One coat vs two coats of paint
Compare one-, two-, and three-coat paint estimates from paintable area, coverage per gallon, waste, primer, and surface condition.
Reviewed - May 28, 2026Short answer
Two coats usually need about twice the finish paint of one coat because the estimate multiplies net paintable area by the coat count before adding waste and dividing by coverage.
Use one coat only on a clean, sound, similar-colored surface with strong coverage; plan two coats for most color changes, patched walls, uneven sheen, or durable room finishes.
Deep colors, bright accent walls, glossy-to-flat sheen changes, and uneven repairs can still need a third finish coat, so use the same coat-count math before buying.
If ceilings, trim, or door faces share the same coat count, detailed-room mode can include them; the generated 12 ft by 14 ft detailed example is 4.0 gal for two coats across walls, ceiling, trim, and both sides of two doors.
One-coat vs two-coat method
- Measure the net paintable surface area after subtracting doors, windows, or openings outside the scope.
- For one coat, multiply that area by 1; for two coats, multiply the same area by 2.
- If the color, sheen, texture, or patchwork makes a third finish coat likely, multiply by 3 before adding waste.
- Add the waste buffer after the coat count so roller loss and touch-ups scale with the amount of paint applied.
- Divide by paint coverage per gallon, then round up to a practical purchase amount.
- Use detailed-room mode when walls, ceiling, trim, and door faces share one coat count; if surfaces need different coat counts, estimate those scopes separately.
- Add primer separately when stains, new drywall, bare surfaces, or a major color change need a sealed base.
Quick examples
These examples use net paintable wall area or detailed-room surfaces, 350 sq ft per gallon coverage, and the current 10% paint waste assumption.
Worked example
12 ft by 14 ft room, 8 ft walls, 2 coats.
Starter shopping list
- standard interior latex paint 2.2 gal
- Primer Not included
- Roller covers, tray, brush, tape, drop cloth Basic kit
This example is generated from the same calculator logic used on the Paint calculator page.
When one coat can work
- One coat can be reasonable when the existing paint is clean, sound, and close to the new color.
- It is also more realistic when using high-hiding paint over a smooth, previously sealed surface.
When two coats are safer
- Use two coats for strong color changes, patched walls, uneven sheen, high-touch rooms, or any finish where uniform color matters.
- Two thin, even coats usually look better and wear more predictably than one heavy coat.
When a third coat can happen
- Deep reds, yellows, dark accent colors, and large sheen changes can still flash after two coats, especially over patchy or textured walls.
- Use a small test patch or the paint manufacturer's recoat guidance before assuming a premium or one-coat product will finish the job in fewer coats.
Mixed surface scopes
- Ceilings may only need one maintenance coat when the color is unchanged, while trim and doors often need a separate enamel or a second coat for durability.
- If walls, ceilings, trim, and doors do not all share the same coat count, run separate estimates instead of forcing the whole room into one coat setting.
How primer changes the choice
- Primer improves adhesion and blocks uneven absorption, but it is not counted as a finish-paint coat.
- A primer coat can reduce coverage problems, but a visible color change often still needs two finish coats.
Common mistakes
- Assuming a one-coat product always covers every color change in one pass.
- Counting primer as one of the finish coats.
- Buying one-coat quantities for patched, stained, textured, or porous walls.
- Forgetting that two coats nearly doubles the finish-paint quantity before rounding to container sizes.
- Applying the wall coat count to ceilings, trim, or doors without checking whether those surfaces need their own estimate.
- Ignoring sheen changes, deep colors, or test-patch flashing when they point to a third finish coat.
FAQ
Is one coat of paint enough?
Sometimes.

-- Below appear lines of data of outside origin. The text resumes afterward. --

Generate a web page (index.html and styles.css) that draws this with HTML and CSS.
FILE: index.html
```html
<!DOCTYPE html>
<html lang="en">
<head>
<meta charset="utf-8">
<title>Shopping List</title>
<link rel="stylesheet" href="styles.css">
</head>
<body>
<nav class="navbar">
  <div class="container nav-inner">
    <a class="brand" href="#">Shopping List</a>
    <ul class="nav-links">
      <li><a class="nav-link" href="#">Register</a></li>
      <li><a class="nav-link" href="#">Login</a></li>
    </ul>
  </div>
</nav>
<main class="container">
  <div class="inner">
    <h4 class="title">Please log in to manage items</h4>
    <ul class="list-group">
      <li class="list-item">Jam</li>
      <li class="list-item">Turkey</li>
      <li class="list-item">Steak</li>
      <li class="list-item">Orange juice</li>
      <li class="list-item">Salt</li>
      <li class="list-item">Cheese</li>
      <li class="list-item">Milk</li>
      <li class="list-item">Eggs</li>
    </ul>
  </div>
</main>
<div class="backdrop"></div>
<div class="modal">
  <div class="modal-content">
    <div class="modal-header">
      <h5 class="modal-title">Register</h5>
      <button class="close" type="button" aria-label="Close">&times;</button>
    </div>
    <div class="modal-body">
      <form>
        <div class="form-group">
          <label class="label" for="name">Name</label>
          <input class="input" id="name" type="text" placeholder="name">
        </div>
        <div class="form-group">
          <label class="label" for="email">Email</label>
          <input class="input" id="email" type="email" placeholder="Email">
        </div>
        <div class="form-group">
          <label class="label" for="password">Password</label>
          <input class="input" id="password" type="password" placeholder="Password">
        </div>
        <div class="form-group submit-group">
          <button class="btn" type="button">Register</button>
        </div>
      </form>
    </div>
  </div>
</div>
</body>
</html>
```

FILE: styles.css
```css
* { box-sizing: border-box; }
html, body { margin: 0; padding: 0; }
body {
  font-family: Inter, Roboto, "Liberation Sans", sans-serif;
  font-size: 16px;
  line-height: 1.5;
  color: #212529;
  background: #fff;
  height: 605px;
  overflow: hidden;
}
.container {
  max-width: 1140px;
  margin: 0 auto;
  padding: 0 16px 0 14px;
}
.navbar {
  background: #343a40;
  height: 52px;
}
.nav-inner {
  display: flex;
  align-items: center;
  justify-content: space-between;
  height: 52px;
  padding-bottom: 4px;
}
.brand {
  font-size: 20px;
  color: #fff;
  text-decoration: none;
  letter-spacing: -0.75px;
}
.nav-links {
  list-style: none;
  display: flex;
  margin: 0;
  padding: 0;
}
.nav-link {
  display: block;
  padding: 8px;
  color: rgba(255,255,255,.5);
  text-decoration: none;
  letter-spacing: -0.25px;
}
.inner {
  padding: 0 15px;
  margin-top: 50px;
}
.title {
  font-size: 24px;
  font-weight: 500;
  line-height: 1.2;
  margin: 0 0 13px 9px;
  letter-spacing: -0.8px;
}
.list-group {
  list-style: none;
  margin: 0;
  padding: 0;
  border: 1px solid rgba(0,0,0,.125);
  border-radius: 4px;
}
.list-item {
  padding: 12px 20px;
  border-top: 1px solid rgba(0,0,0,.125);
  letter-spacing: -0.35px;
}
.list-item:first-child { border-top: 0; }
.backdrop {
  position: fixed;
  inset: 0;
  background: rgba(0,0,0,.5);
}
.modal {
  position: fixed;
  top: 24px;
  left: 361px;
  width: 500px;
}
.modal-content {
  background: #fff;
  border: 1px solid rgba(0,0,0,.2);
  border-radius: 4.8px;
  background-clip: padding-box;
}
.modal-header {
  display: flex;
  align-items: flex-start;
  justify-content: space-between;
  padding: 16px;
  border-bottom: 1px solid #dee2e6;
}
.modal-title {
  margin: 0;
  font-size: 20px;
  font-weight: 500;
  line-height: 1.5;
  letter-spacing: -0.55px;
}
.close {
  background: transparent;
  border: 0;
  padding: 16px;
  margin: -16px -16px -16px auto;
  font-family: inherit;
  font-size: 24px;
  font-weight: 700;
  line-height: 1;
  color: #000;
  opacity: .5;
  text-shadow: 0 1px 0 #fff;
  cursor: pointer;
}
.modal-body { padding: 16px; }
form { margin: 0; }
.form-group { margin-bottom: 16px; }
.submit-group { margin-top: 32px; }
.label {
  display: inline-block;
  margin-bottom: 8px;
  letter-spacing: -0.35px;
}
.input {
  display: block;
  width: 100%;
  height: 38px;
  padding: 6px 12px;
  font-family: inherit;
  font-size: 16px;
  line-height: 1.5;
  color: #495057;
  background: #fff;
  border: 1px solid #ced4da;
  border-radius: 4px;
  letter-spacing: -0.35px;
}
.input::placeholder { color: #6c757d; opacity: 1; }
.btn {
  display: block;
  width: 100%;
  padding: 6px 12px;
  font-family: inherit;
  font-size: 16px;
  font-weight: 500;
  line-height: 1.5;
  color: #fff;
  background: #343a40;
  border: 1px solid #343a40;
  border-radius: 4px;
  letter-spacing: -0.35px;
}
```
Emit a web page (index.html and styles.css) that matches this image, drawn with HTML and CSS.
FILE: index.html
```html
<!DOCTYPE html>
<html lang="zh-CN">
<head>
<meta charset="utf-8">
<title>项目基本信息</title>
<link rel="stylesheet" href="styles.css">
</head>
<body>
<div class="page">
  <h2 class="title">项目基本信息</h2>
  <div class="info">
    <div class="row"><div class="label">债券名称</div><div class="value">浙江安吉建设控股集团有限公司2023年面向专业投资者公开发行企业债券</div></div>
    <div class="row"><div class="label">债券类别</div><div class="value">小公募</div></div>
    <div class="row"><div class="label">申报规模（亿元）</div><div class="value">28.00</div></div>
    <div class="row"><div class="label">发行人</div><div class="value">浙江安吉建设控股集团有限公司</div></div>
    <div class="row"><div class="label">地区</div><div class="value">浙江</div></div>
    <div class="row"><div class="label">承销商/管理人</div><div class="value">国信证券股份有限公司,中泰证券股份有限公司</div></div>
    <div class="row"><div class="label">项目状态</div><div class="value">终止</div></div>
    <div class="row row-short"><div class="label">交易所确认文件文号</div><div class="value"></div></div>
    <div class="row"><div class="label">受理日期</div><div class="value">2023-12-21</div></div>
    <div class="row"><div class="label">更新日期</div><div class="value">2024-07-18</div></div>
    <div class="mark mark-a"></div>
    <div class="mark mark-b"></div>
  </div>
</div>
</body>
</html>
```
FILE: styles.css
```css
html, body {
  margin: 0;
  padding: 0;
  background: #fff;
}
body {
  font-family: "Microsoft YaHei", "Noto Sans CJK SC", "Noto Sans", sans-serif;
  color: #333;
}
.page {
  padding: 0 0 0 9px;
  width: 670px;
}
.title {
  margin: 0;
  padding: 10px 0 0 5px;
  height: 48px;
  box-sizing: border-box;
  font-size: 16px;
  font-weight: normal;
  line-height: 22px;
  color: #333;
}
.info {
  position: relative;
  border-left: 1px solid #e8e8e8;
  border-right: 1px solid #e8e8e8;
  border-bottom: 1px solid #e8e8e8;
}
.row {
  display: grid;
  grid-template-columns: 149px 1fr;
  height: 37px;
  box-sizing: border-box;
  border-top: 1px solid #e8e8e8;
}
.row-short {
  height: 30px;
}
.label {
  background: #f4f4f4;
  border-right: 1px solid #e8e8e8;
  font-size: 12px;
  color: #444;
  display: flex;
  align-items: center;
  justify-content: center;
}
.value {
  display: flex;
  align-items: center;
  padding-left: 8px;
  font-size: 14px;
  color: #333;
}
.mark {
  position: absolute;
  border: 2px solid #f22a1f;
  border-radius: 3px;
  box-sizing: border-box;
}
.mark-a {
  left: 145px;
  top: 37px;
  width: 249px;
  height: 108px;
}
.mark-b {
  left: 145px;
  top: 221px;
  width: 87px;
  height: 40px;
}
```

One coat is most likely to work over a clean, similar-colored, previously painted surface. Most color changes and high-visibility rooms should be planned as two coats.
Does two coats use exactly twice as much paint?
The formula doubles the finish-paint coat area, so the planning quantity is close to twice one coat. Rounding to tenths of a gallon or store container sizes can change the final purchase amount.
Does primer count as one of the two coats?
No. Primer is a preparation coat. Estimate primer separately, then estimate one or two finish coats based on coverage, color, and surface condition.
When would paint need three coats?
Three finish coats can be needed for deep or bright colors, dramatic color changes, glossy-to-flat sheen changes, textured walls, or patchy repairs that still flash after two coats.
Can walls, ceilings, and trim use different coat counts?
Yes. If the ceiling only needs one coat but the walls need two, or trim needs a separate enamel coat, estimate those scopes separately. Detailed-room mode is best when the included wall, ceiling, trim, and door surfaces share the same coat count.
Should ceilings get one coat or two coats?
A clean ceiling in the same color may only need one coat. Stains, repairs, or color changes should be estimated with primer and possibly two finish coats.